## Begin Given data

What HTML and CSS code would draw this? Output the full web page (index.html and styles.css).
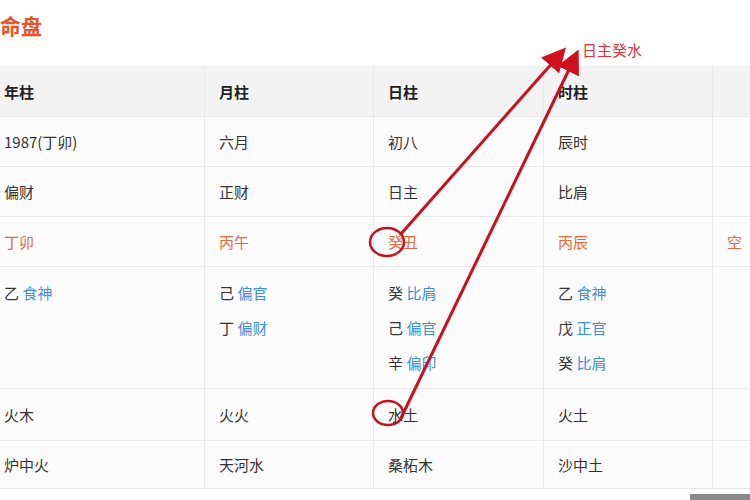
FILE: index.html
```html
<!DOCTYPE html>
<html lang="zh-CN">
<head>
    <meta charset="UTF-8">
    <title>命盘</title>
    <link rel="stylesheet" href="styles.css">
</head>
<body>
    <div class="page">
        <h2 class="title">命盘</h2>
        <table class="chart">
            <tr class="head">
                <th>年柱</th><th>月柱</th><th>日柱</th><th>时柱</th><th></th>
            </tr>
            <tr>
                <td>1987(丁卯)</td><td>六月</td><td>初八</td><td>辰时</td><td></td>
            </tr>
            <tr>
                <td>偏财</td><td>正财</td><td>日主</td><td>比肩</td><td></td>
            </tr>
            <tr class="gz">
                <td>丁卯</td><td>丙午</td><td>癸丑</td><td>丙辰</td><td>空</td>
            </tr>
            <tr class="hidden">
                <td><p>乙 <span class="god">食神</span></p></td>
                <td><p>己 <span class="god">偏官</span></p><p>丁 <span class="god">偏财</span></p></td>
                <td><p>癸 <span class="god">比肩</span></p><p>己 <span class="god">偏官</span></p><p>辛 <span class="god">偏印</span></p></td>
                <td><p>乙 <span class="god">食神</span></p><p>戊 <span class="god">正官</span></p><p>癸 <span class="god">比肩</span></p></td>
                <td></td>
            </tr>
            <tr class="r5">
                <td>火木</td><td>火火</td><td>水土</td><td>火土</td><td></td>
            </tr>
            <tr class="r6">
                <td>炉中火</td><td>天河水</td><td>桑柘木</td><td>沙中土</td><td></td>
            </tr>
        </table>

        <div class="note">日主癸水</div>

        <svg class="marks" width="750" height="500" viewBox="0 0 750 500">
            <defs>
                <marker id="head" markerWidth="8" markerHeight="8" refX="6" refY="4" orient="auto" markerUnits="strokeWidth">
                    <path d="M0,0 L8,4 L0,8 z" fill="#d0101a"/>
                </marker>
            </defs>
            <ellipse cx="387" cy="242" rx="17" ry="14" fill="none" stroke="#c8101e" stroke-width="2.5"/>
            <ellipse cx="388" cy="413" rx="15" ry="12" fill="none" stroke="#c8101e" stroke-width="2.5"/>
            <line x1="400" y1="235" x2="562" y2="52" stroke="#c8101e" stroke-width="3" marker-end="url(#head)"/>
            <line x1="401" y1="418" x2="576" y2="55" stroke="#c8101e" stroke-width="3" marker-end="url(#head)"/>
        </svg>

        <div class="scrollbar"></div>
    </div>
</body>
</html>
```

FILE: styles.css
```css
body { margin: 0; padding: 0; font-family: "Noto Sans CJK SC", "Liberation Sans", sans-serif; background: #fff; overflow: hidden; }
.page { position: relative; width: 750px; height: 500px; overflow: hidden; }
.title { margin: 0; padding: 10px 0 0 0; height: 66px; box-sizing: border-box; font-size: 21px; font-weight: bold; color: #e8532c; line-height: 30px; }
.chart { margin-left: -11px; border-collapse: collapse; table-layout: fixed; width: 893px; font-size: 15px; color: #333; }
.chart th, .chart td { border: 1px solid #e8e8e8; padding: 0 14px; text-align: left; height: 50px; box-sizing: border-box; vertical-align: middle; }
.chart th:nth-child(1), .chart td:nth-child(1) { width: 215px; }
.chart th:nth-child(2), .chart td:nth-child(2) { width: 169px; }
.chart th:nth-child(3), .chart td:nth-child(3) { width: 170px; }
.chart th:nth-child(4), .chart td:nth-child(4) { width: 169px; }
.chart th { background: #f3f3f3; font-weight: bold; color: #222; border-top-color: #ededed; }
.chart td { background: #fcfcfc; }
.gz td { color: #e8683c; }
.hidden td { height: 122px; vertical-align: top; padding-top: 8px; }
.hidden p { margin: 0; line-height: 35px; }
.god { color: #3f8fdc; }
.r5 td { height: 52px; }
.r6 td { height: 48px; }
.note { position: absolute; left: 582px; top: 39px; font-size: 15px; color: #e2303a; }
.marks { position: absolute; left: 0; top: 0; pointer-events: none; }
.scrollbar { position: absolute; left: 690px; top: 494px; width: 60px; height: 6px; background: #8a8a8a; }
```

## End Given data

Transcribe the full listing character for character. Pictures are excluded.

What HTML and CSS code would draw this? Output the full web page (index.html and styles.css).
FILE: index.html
```html
<!DOCTYPE html>
<html lang="zh-CN">
<head>
    <meta charset="UTF-8">
    <title>命盘</title>
    <link rel="stylesheet" href="styles.css">
</head>
<body>
    <div class="page">
        <h2 class="title">命盘</h2>
        <table class="chart">
            <tr class="head">
                <th>年柱</th><th>月柱</th><th>日柱</th><th>时柱</th><th></th>
            </tr>
            <tr>
                <td>1987(丁卯)</td><td>六月</td><td>初八</td><td>辰时</td><td></td>
            </tr>
            <tr>
                <td>偏财</td><td>正财</td><td>日主</td><td>比肩</td><td></td>
            </tr>
            <tr class="gz">
                <td>丁卯</td><td>丙午</td><td>癸丑</td><td>丙辰</td><td>空</td>
            </tr>
            <tr class="hidden">
                <td><p>乙 <span class="god">食神</span></p></td>
                <td><p>己 <span class="god">偏官</span></p><p>丁 <span class="god">偏财</span></p></td>
                <td><p>癸 <span class="god">比肩</span></p><p>己 <span class="god">偏官</span></p><p>辛 <span class="god">偏印</span></p></td>
                <td><p>乙 <span class="god">食神</span></p><p>戊 <span class="god">正官</span></p><p>癸 <span class="god">比肩</span></p></td>
                <td></td>
            </tr>
            <tr class="r5">
                <td>火木</td><td>火火</td><td>水土</td><td>火土</td><td></td>
            </tr>
            <tr class="r6">
                <td>炉中火</td><td>天河水</td><td>桑柘木</td><td>沙中土</td><td></td>
            </tr>
        </table>

        <div class="note">日主癸水</div>

        <svg class="marks" width="750" height="500" viewBox="0 0 750 500">
            <defs>
                <marker id="head" markerWidth="8" markerHeight="8" refX="6" refY="4" orient="auto" markerUnits="strokeWidth">
                    <path d="M0,0 L8,4 L0,8 z" fill="#d0101a"/>
                </marker>
            </defs>
            <ellipse cx="387" cy="242" rx="17" ry="14" fill="none" stroke="#c8101e" stroke-width="2.5"/>
            <ellipse cx="388" cy="413" rx="15" ry="12" fill="none" stroke="#c8101e" stroke-width="2.5"/>
            <line x1="400" y1="235" x2="562" y2="52" stroke="#c8101e" stroke-width="3" marker-end="url(#head)"/>
            <line x1="401" y1="418" x2="576" y2="55" stroke="#c8101e" stroke-width="3" marker-end="url(#head)"/>
        </svg>

        <div class="scrollbar"></div>
    </div>
</body>
</html>
```

FILE: styles.css
```css
body { margin: 0; padding: 0; font-family: "Noto Sans CJK SC", "Liberation Sans", sans-serif; background: #fff; overflow: hidden; }
.page { position: relative; width: 750px; height: 500px; overflow: hidden; }
.title { margin: 0; padding: 10px 0 0 0; height: 66px; box-sizing: border-box; font-size: 21px; font-weight: bold; color: #e8532c; line-height: 30px; }
.chart { margin-left: -11px; border-collapse: collapse; table-layout: fixed; width: 893px; font-size: 15px; color: #333; }
.chart th, .chart td { border: 1px solid #e8e8e8; padding: 0 14px; text-align: left; height: 50px; box-sizing: border-box; vertical-align: middle; }
.chart th:nth-child(1), .chart td:nth-child(1) { width: 215px; }
.chart th:nth-child(2), .chart td:nth-child(2) { width: 169px; }
.chart th:nth-child(3), .chart td:nth-child(3) { width: 170px; }
.chart th:nth-child(4), .chart td:nth-child(4) { width: 169px; }
.chart th { background: #f3f3f3; font-weight: bold; color: #222; border-top-color: #ededed; }
.chart td { background: #fcfcfc; }
.gz td { color: #e8683c; }
.hidden td { height: 122px; vertical-align: top; padding-top: 8px; }
.hidden p { margin: 0; line-height: 35px; }
.god { color: #3f8fdc; }
.r5 td { height: 52px; }
.r6 td { height: 48px; }
.note { position: absolute; left: 582px; top: 39px; font-size: 15px; color: #e2303a; }
.marks { position: absolute; left: 0; top: 0; pointer-events: none; }
.scrollbar { position: absolute; left: 690px; top: 494px; width: 60px; height: 6px; background: #8a8a8a; }
```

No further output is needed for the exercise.